The people who have been detained have no charges against them and have no provisions to challenge their detentions legally. While the information on what’s happening inside the detention camps is very limited testimonials from those who have escaped Xinjiang describes the worse conditions prevailing there. Uighurs are subjected to "electrocution, waterboarding, physical and sexual abuse, sleep deprivation, injections of certain substances" and are continuously monitored round the clock. Some even say that they are not allowed to have a beard and fast or worship during Ramadan.

The economic factors

Beijing is concerned that any separatist activity in Xinjiang could hamper its pet project the Belt and Road initiative due to its linkage with the region. Xinjiang is also China’s hub for coal and natural gas reserves but according to rights groups the benefits of these plants are enjoyed by Han Chinese and Uighurs are mostly left high and dry.

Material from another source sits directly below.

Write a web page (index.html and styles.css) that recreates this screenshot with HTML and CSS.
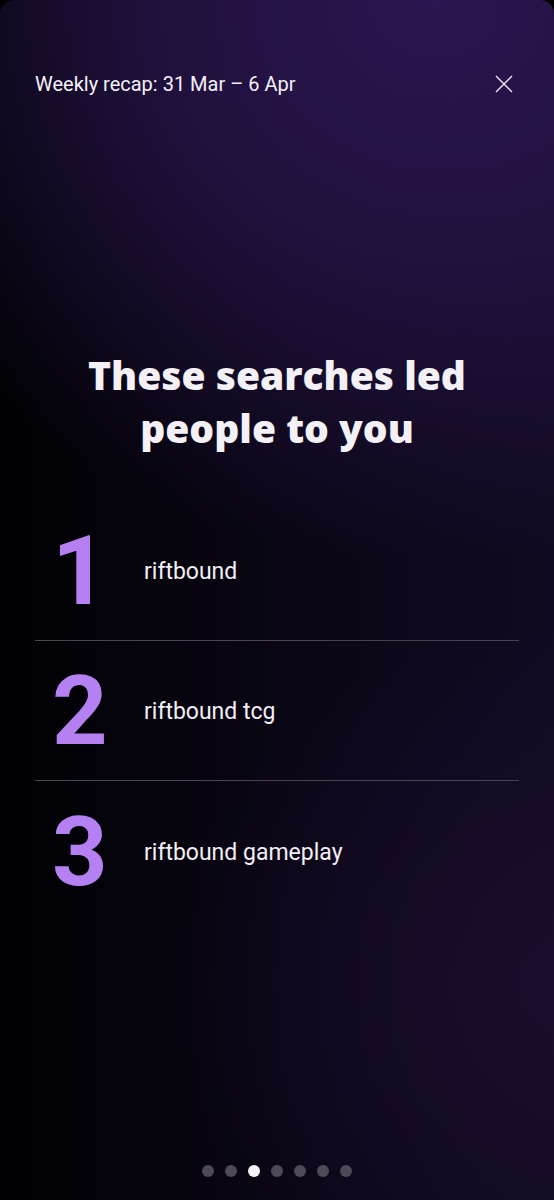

Uighurs on the other hand are forced to work in factories near detention camps and are subjected to forced labour. China aims at making Xinjiang a hub for textile manufacturing and apparel.

A muted global response

Many countries across the world have condemned the Chinese crackdown in Xinjiang and UN groups have been demanding access to the detention centers. Trump administration recently sanctioned four Chinese firms and a regional security agency for their authoritarian actions against Uighurs. Trump’s move was truly historic but still toned down after John Bolton, the former NSA alleged that it was Trump who encouraged Xi to build mass internment camps. The eerie silence maintained by Muslim nations including Saudi Arabia and Pakistan is quite astonishing. They have prioritised their economic ties with China singling out Uighurs. Turkey became the first and only Muslim nation to issue statements on Uighurs urging China to ensure “full protection of the cultural identities of Uighurs” at a UN Human Rights Council session in 2019.

In an interconnected world, if nations choose to ignore a genocide level event in the making, then it’s just not China but the entire world that would be termed complicit in history.